Anchoring. This is the big one. You bought at 50, so 30 feels cheap. But 50 was never a fact about the company — it was one price on one day, and it may simply have been wrong. The market does not know what you paid. It does not care. Your cost basis has zero predictive power about future returns. A stock at 30 that is worth 15 is expensive. A stock at 30 that is worth 60 is cheap. Your purchase price is irrelevant to both.

Confirmation bias. Once committed, you read bullish takes and skip bearish ones. You find the analyst who agrees. You dismiss the bad quarter as noise. Your research quietly becomes advocacy.

None of these feel like biases from the inside. They feel like conviction.

When Averaging Down Is Defensible

It genuinely can be. Conditions:

  • Your original thesis is intact. The reason you bought still holds. The price fell for reasons unrelated to it — sector rotation, a broad selloff, sentiment. Nothing you believed has been disproven.
  • The asset is fundamentally sound. Real earnings, manageable debt, a durable business. A diversified index fund. Something with a floor.
  • You planned it in advance. You decided before buying that you would add at specific levels, and you sized the initial position accordingly. This is a plan being executed, not a reaction being rationalized.
  • The money is genuinely spare. Not rent. Not the emergency fund. Not borrowed.
  • Position size stays sane. Adding does not turn a 5% holding into a 25% one.

When It Is Dangerous

  • The thesis broke. Earnings collapsed, the moat eroded, the CEO left under a cloud, the debt is unserviceable. The price fell because the company got worse. Averaging down is buying more of a deteriorating asset.
  • You are making it up as you go. No plan existed. You are improvising in response to pain.
  • You need the money. Any timeline that forces a sale means volatility can wipe you out before any thesis has time to play out.
  • You are concentrating. The position keeps growing because it keeps falling. Now a single company is a third of your portfolio — and it is the one you have been most consistently wrong about.
  • It is a speculative asset with no floor. There is no valuation anchor to fall back on. It can go to zero, and some do.

The One Test That Matters

Here it is:

“If I owned zero shares of this today, and had this exact amount of cash, would I buy it at this price?”

If yes — not “yes because I am already in,” but a clean yes on the merits — then averaging down is just buying something you want to own. Your existing position is incidental.

If no, or if the honest answer is “no, but I am already in so deep” — there is your answer. You are not investing. You are managing a feeling.

Corollary worth sitting with: if you would not buy it fresh today, you should probably ask why you are still holding it at all. Holding is a decision. Every day you do not sell, you are choosing to buy it again at the current price.

Averaging Down vs Dollar-Cost Averaging

These get conflated constantly, and they are not the same.

Dollar-cost averaging is systematic: a fixed amount at fixed intervals, price-blind. Your 401(k) contribution. It is a discipline that removes emotion and timing from the process, and it buys more when prices are low purely as a mechanical byproduct.

Averaging down is discretionary and reactive: extra money into one specific losing position because it fell.

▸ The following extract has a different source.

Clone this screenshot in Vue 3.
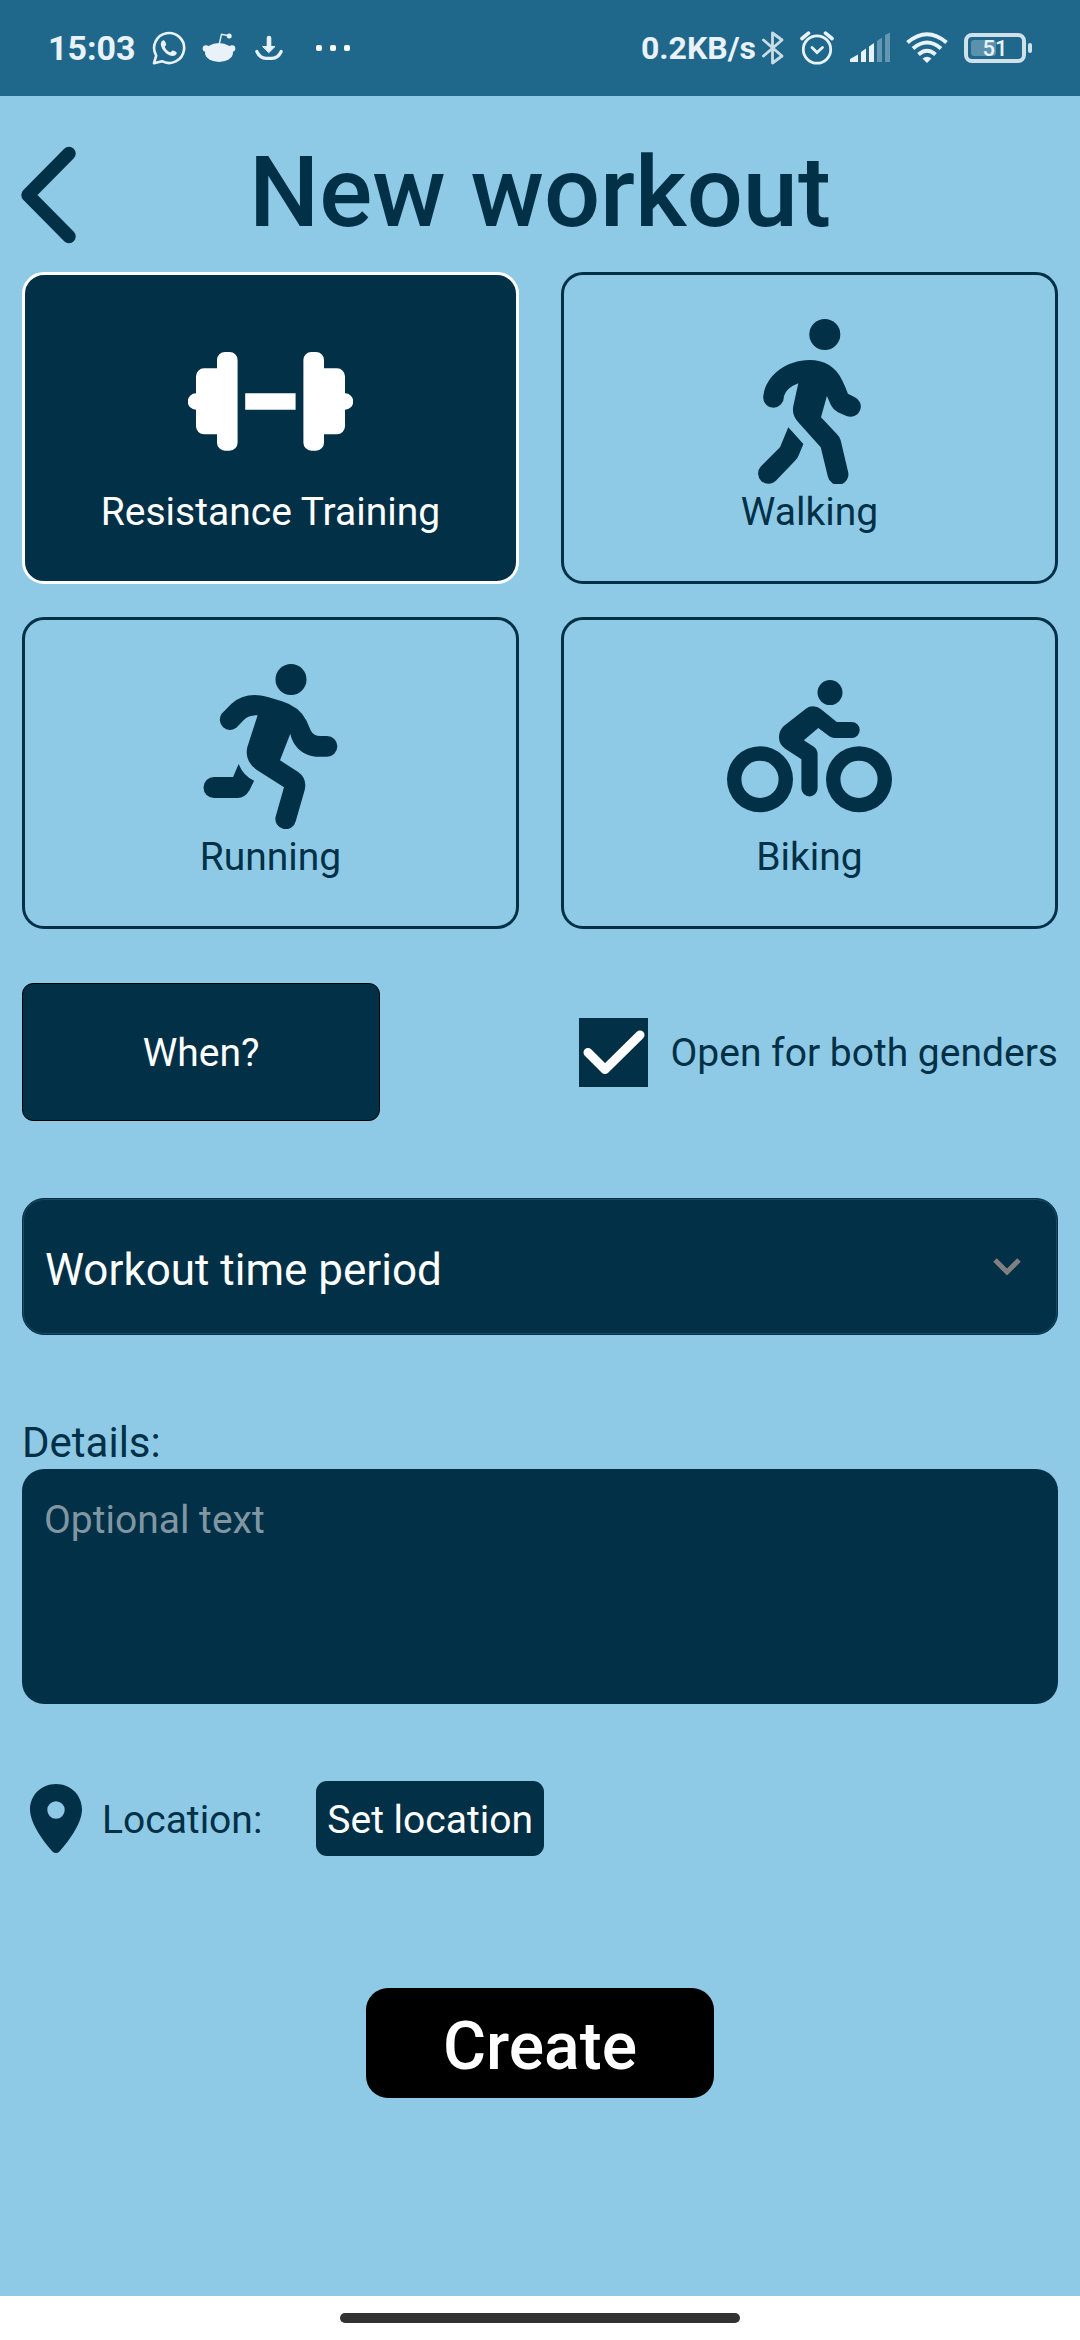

It is a judgment call, triggered by a loss, usually made under stress.

One is a system. The other is a decision. Calling the second one “just DCA” is a rationalization — and if you have caught yourself saying it, that is worth noticing. If you are dollar-cost averaging into a broad fund and it happens to be down, that is DCA working exactly as designed. Check the expense ratio calculator to see what those funds actually cost you over decades — for most long-term investors, fees matter more than any single averaging-down decision ever will.

Common Mistakes

Averaging down without a maximum. Decide before the first add how much total capital this position can ever consume. Write it down. Honor it.

Confusing a lower average with a smaller loss. Your loss is unchanged. Your exposure grew.

Treating your cost basis as a target. “I will sell when it gets back to even” is anchoring in its purest form. If it is not worth holding, breakeven is not a reason to keep holding.

Adding tiny amounts for emotional relief. Doing something feels better than doing nothing. It rarely moves the math.

Ignoring opportunity cost. That capital could go somewhere without a track record of disappointing you.

Averaging down on margin. Leverage plus conviction plus a falling price is how accounts get liquidated at the bottom.

FAQ

Is averaging down a good strategy?

It is not a strategy. It is a tactic that is sound when the thesis holds and the asset is quality, and destructive when neither is true. The tactic is neutral; the judgment is everything.

How do I calculate my new average cost?

Total dollars invested divided by total shares owned. 5,000 across 100 shares plus 3,000 across 100 more is 8,000 / 200 = 40. The stock average calculator handles multi-lot positions.

How far down should a stock be before I add?

The percentage is the wrong variable. A stock down 10% for a real reason is a worse buy than one down 40% for no reason. Ask what changed, not how far it fell.

Should I average down on an index fund?

Broad diversified index funds have no single-company failure risk, which is exactly the risk that makes averaging down dangerous. That said — consistent contributions regardless of price is DCA, and it is generally the better habit.

What if I am down 80%?

You need +400% to break even. The honest question is not whether to average down. It is whether you would buy this today with fresh money. If the answer is no, the harder question is why you still hold it.

Does my cost basis affect the stock’s future?

Not at all. It is a tax fact and nothing more. The market has no knowledge of your entry price and no obligation to return to it.

The Honest Close

Averaging down is neither virtue nor vice. It is a tool that happens to sit right next to every bias you have, which is why it gets misused so reliably.

Do the math before you act, not after. Run the position through the stock average calculator and see what your planned buy actually does to your breakeven — the number is often far less impressive than the feeling. Then ask the only question that matters: would I buy this today, fresh, at this price?

Answer that honestly and the rest tends to take care of itself.

Educational content only. Not investment advice, and not a recommendation regarding any security. Consult a licensed financial professional about your own circumstances.